Proof for $\forall x A(x) \Leftrightarrow \neg \exists x \neg A(x)$

Question

I try to proof, that $\forall x A(x) \Leftrightarrow \neg \exists x \neg A(x)$

I know how to prove, that $\forall x A(x) \Rightarrow \exists xA(x)$, but I don't understand how to get negation.

Answer 1

$$\forall x A(x) \equiv \forall x \lnot\lnot A(x) \equiv \lnot \exists x \lnot A(x)$$

Perhaps it makes more sense to you if we start from the right, and move to the left.

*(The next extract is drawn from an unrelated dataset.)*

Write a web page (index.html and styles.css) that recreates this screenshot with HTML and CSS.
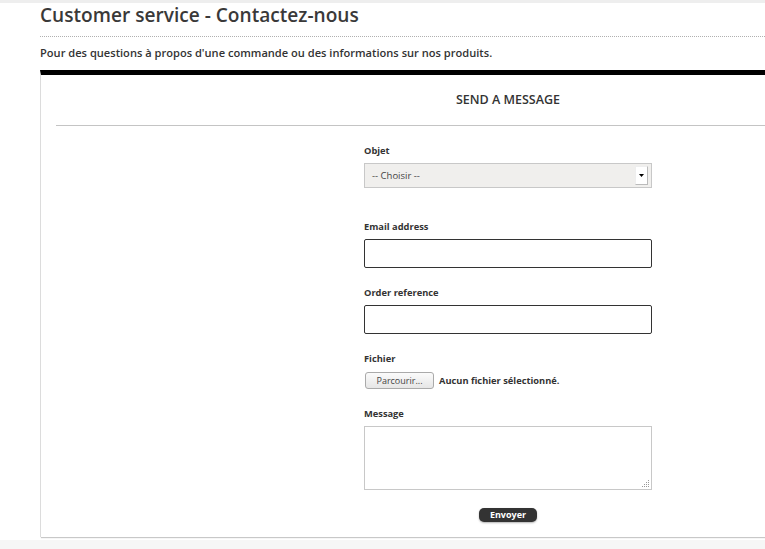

You'll need to remember that $$\lnot \forall x P(x) \equiv \exists x \lnot P(x)$$ and $$ \lnot \exists x P(x) \equiv \forall x \lnot P(x)$$

Answer 2

A proof by words.

$\forall x A(X) \implies \lnot(\exists x \lnot A(x))$

$\forall x A(x)$ means that for every $x$ in the domain, the proposition $A(x)$ is true. This means that no $x$ exists such that $A(x)$ is false. Which can be written $\lnot (\exists x \lnot A(X))$, because the statement $\exists x \lnot A(X)$ always evaluates as false.

$\lnot(\exists x \lnot A(x)) \implies \forall x A(X)$

There is no $x$ such that $A(x)$ is false. Therefore on the domain of $x$, all $x$ imply $A(x)$ is true.

Small addendum: I think $\lnot(\exists x \lnot A(x))\equiv (\lnot\exists) x \lnot A(x)$.